It has been three days since two journalists from Kerala were arrested by the state police for allegedly "obstructing their duty." Ananthu Rajagopal Asha, an intern with Deccan Chronicle in Ernakulam, and Abhilash, a journalist with the online news website Newsport, were picked up by the police from the spot of a protest that they were reporting on.
On Sunday morning, the two journalists were reporting the distress of Dalit families in Bhajanamadam colony protesting against a ‘caste wall’ built by Nair Service Society (NSS). Just hours before, the police had pulled down a tent that the protesters had erected.
The police then arrested Ananthu and Abhilash, along with an activist. Even as the two journalists were granted bail by a lower court on Wednesday, there has been considerable anger against the police action.
Writer and activist Meena Kandasamy took to Facebook to demand that the two journalists be released.
While there is much anger against the police action, there is also considerable criticism of the silence of the media fraternity – especially mainstream media persons – on the arrest of the two journalists.
Apart from a few journalists working with online news portals, not many from the mainstream media have come out in support of Ananthu and Abhilash. And this has not gone unnoticed at all.
Ananthu's mother Asha Latha questioned this selective silence against the arrest of two journalists who lacked clout.
"Dear privileged media persons, the journalist with an online portal and the intern at a newspaper are both doing the same work you are doing. You people, who cry human rights violation when someone touches your fellow journalists, haven't heard that two 'lesser privileged' journalists have been remanded to judicial custody since the last three days? I didn't see any protest in your great paper and channels," Asha wrote, also coming down heavily on reports that reproduced the police allegation that the two journalists were Maoists.
Inju Pennu, a journalist with Global Voices Online, said in a Facebook post, "So in 'liberal' Kerala, if you are an "online" journalist, the 'print' journalists won't speak up if one of them is arrested by police on false charges, especially reporting caste violence. First because many on online media are not huge corporates, second they don't have the coveted press club memberships that require large amounts of money, third online media is doing some proper journalism provoking the State and its power."
Speaking to TNM, Ananthu's father Rajagopal said that the silence from people from the mainstream media as well as the journalists’ unions was "strange."
"We are in a field where our workplace is often not defined. This kind of treatment towards their arrest is may be because these two did not belong to big media houses. Otherwise, we have seen journalists and unions coming out against such actions on fellow journalists,” he said.
“I feel that the unions continue to treat the print medium as superior, and therefore online media isn’t considered at all. I also wonder whether there would have been support if a journalist from a less-known newspaper was treated this way," Rajagopal, who is a senior media person himself, added.

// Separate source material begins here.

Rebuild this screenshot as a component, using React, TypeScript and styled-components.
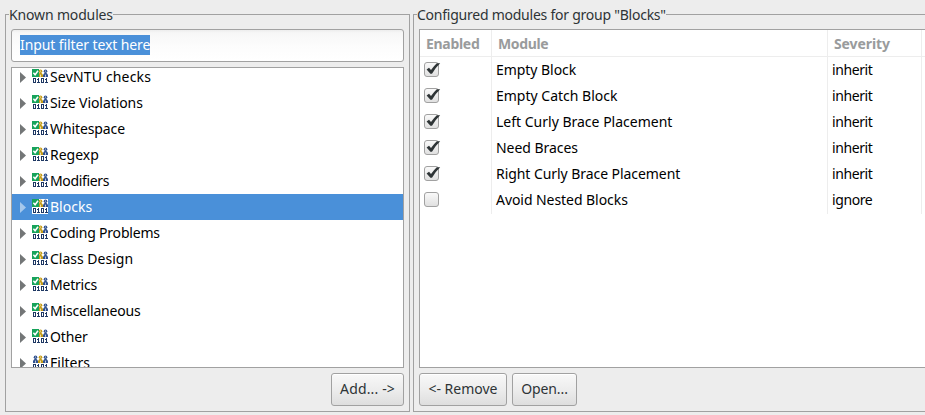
import React from "react";
import styled, { createGlobalStyle } from "styled-components";

const Global = createGlobalStyle`
  * { box-sizing: border-box; }
  html, body { margin: 0; padding: 0; overflow: hidden; background: #ededed; }
  body { font: 14px/20px "Noto Sans", "Open Sans", sans-serif; color: #000; }
`;

const Dialog = styled.main`
  display: flex;
  gap: 3px;
  width: 931px;
  height: 415px;
  padding: 5px 0 3px 5px;
`;

const Group = styled.fieldset<{ $width: number }>`
  flex: none;
  width: ${(p) => p.$width}px;
  height: 407px;
  min-width: 0;
  margin: 0;
  padding: 5px 5px 0;
  border: 1px solid #a1a1a1;
`;

const Legend = styled.legend<{ $spacing: number }>`
  height: 19px;
  margin-left: -2px;
  padding: 0;
  line-height: 19px;
  color: #2e3436;
  white-space: nowrap;
  letter-spacing: ${(p) => p.$spacing}px;
`;

const FilterField = styled.div`
  display: flex;
  align-items: center;
  height: 33px;
  padding: 0 8px;
  border: 1px solid #a1a1a1;
  border-radius: 3px;
  background: linear-gradient(#ededed, #f7f7f7 3px, #fcfcfc 50%, #fff);
`;

const SelectedText = styled.span`
  height: 20px;
  line-height: 20px;
  margin-top: -1px;
  background: #4a90d9;
  color: #fff;
  white-space: nowrap;
  letter-spacing: -0.1px;
`;

const Tree = styled.div`
  height: 301px;
  margin-top: 5px;
  border: 1px solid #a1a1a1;
  background: #fff;
  overflow: hidden;
`;

const TreeList = styled.div`
  margin-top: -4px;
`;

const TreeRow = styled.div<{ $selected: boolean }>`
  display: flex;
  align-items: center;
  height: 26px;
  padding-left: 8px;
  white-space: nowrap;
  background: ${(p) => (p.$selected ? "#4a90d9" : "transparent")};
  color: ${(p) => (p.$selected ? "#fff" : "#000")};
`;

const Label = styled.span<{ $spacing?: number }>`
  letter-spacing: ${(p) => p.$spacing ?? 0}px;
`;

const Arrow = styled.svg<{ $selected: boolean }>`
  width: 6px;
  height: 11px;
  margin-right: 6px;
  fill: ${(p) => (p.$selected ? "#a5c8ec" : "#737677")};
`;

const IconSvg = styled.svg`
  width: 16px;
  height: 16px;
  margin-right: 2px;
`;

const ButtonBar = styled.div<{ $end?: boolean }>`
  display: flex;
  justify-content: ${(p) => (p.$end ? "flex-end" : "flex-start")};
  gap: 5px;
  margin-top: 5px;
`;

const Button = styled.button<{ $width: number; $spacing?: number }>`
  width: ${(p) => p.$width}px;
  height: 33px;
  padding: 0 0 1px;
  border: 1px solid #a1a1a1;
  border-radius: 3px;
  background: linear-gradient(#f8f8f8, #ededed 50%, #dedede);
  box-shadow: inset 0 1px #fff;
  font: inherit;
  letter-spacing: ${(p) => p.$spacing ?? 0}px;
  color: #2e3436;
  white-space: nowrap;
`;

const Table = styled.div`
  height: 339px;
  border: 1px solid #a1a1a1;
  background: linear-gradient(#ededed, #ededed) 71px 0 / 1px 184px no-repeat,
    linear-gradient(#ededed, #ededed) 407px 0 / 1px 184px no-repeat,
    linear-gradient(#ededed, #ededed) 501px 0 / 1px 184px no-repeat, #fff;
`;

const Header = styled.div`
  display: grid;
  grid-template-columns: 72px 336px 1fr;
  height: 27px;
  padding-left: 6px;
  border-bottom: 1px solid #ededed;
  color: #999b9c;
  font-weight: 700;
  line-height: 27px;
`;

const TableRow = styled.div`
  display: grid;
  grid-template-columns: 72px 336px 1fr;
  align-items: center;
  height: 26px;
  padding-left: 4px;
  white-space: nowrap;
`;

const CheckSvg = styled.svg`
  width: 17px;
  height: 16px;
  display: block;
`;

const ZERO = ["111", "101", "101", "101", "111"];
const ONE = ["010", "110", "010", "010", "111"];

function Digits() {
  return (
    <g fill="#1e3763" shapeRendering="crispEdges">
      {[ZERO, ONE, ZERO, ONE].flatMap((digit, d) =>
        digit.flatMap((line, y) =>
          [...line].map((bit, x) =>
            bit === "1" ? <rect key={`${d}${x}${y}`} x={1 + d * 4 + x} y={9 + y} width="1" height="1" /> : null
          )
        )
      )}
    </g>
  );
}

function Person({ x, color }: { x: number; color: string }) {
  return (
    <g transform={`translate(${x} 0)`} fill={color}>
      <circle cx="2.5" cy="2.2" r="1.8" />
      <path d="M0 8V5.8L1.5 4h2L5 5.8V8z" />
      <path d="M2.5 5.6v2.2M2 2.1h1" stroke="#fff" strokeWidth=".7" />
    </g>
  );
}

function ModuleIcon({ checked }: { checked: boolean }) {
  return (
    <IconSvg viewBox="0 0 16 16">
      <rect width="16" height="15" fill="#fff" />
      {!checked && <Person x={1} color="#31528f" />}
      <Person x={6} color="#c49b17" />
      <Person x={11} color="#31528f" />
      {checked && (
        <>
          <path d="M0 0h7v8H0z" fill="#17a35b" />
          <path d="M1.4 3.8l1.7 2L6 1.7" stroke="#fff" strokeWidth="1.5" fill="none" />
        </>
      )}
      <Digits />
    </IconSvg>
  );
}

function Checkbox({ checked }: { checked: boolean }) {
  return (
    <CheckSvg viewBox="0 0 17 16">
      <defs>
        <linearGradient id="box" x2="0" y2="1">
          <stop stopColor="#fafafa" />
          <stop offset="1" stopColor="#dfdfdf" />
        </linearGradient>
      </defs>
      <rect x=".5" y=".5" width="14" height="14" rx="2.5" fill="url(#box)" stroke="#a1a1a1" />
      {checked && <path d="M2.6 7.4L5 5.8l2 2.2Q10 3.8 12.8 1.2H16.2Q11 6 8 11.7H6.4z" fill="#2e3436" />}
    </CheckSvg>
  );
}

const MODULES: [string, number][] = [
  ["SevNTU checks", 0.17],
  ["Size Violations", -0.07],
  ["Whitespace", -0.1],
  ["Regexp", 0],
  ["Modifiers", -0.35],
  ["Blocks", 0],
  ["Coding Problems", -0.2],
  ["Class Design", 0],
  ["Metrics", -0.22],
  ["Miscellaneous", -0.2],
  ["Other", -0.15],
  ["Filters", 0],
];

const CONFIGURED: [string, string, number][] = [
  ["Empty Block", "inherit", -0.05],
  ["Empty Catch Block", "inherit", 0],
  ["Left Curly Brace Placement", "inherit", 0],
  ["Need Braces", "inherit", -0.05],
  ["Right Curly Brace Placement", "inherit", -0.06],
  ["Avoid Nested Blocks", "ignore", -0.06],
];

export default function App() {
  return (
    <>
      <Global />
      <Dialog>
        <Group $width={405}>
          <Legend $spacing={-0.15}>Known modules</Legend>
          <FilterField><SelectedText>Input filter text here</SelectedText></FilterField>
          <Tree>
            <TreeList>
              {MODULES.map(([name, spacing]) => (
                <TreeRow key={name} $selected={name === "Blocks"}>
                  <Arrow $selected={name === "Blocks"} viewBox="0 0 6 11"><path d="M0 0L6 5.5 0 11z" /></Arrow>
                  <ModuleIcon checked={name !== "Filters"} />
                  <Label $spacing={spacing}>{name}</Label>
                </TreeRow>
              ))}
            </TreeList>
          </Tree>
          <ButtonBar $end><Button $width={73} $spacing={0.15}>Add... -&gt;</Button></ButtonBar>
        </Group>
        <Group $width={530}>
          <Legend $spacing={-0.24}>Configured modules for group "Blocks"</Legend>
          <Table>
            <Header>
              <Label $spacing={-0.3}>Enabled</Label>
              <Label $spacing={-0.35}>Module</Label>
              <Label $spacing={-0.1}>Severity</Label>
            </Header>
            {CONFIGURED.map(([name, severity, spacing]) => (
              <TableRow key={name}>
                <Checkbox checked={severity !== "ignore"} />
                <Label $spacing={spacing}>{name}</Label>
                <Label $spacing={-0.4}>{severity}</Label>
              </TableRow>
            ))}
          </Table>
          <ButtonBar><Button $width={88}>&lt;- Remove</Button><Button $width={65} $spacing={-0.1}>Open...</Button></ButtonBar>
        </Group>
      </Dialog>
    </>
  );
}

Rajagopal pointed out that while journalists from the print media have reached out to him personally, they are not ready to issue a statement on behalf of the union.
"As someone who has been working in the field for long, other journalists have reached out to me to enquire about the case. But this was purely on a personal level. While these same people are also representatives of the journalists union, they have largely stayed away from making a statement," Rajagopal said.
When TNM reached out to several members of Kerala Union of Working Journalists (KUWJ), some union members said they hadn't paid attention to the news of the two journalists' arrest.
Narayanan, general secretary of KUWJ state committee told TNM that none of the aggrieved parties have intimated the union about the issue.
"None of their organisations have reached out to us and informed us about the matter. In normal circumstances, police don't arrest reporters and photographers who are doing their work. If they do, then that is undoubtedly a wrong thing to do. But in this case, especially in the absence of complaint from the aggrieved parties, there is still no clarity on what happened. Did the reporters go there as reporters or as activists?" Narayanan asked.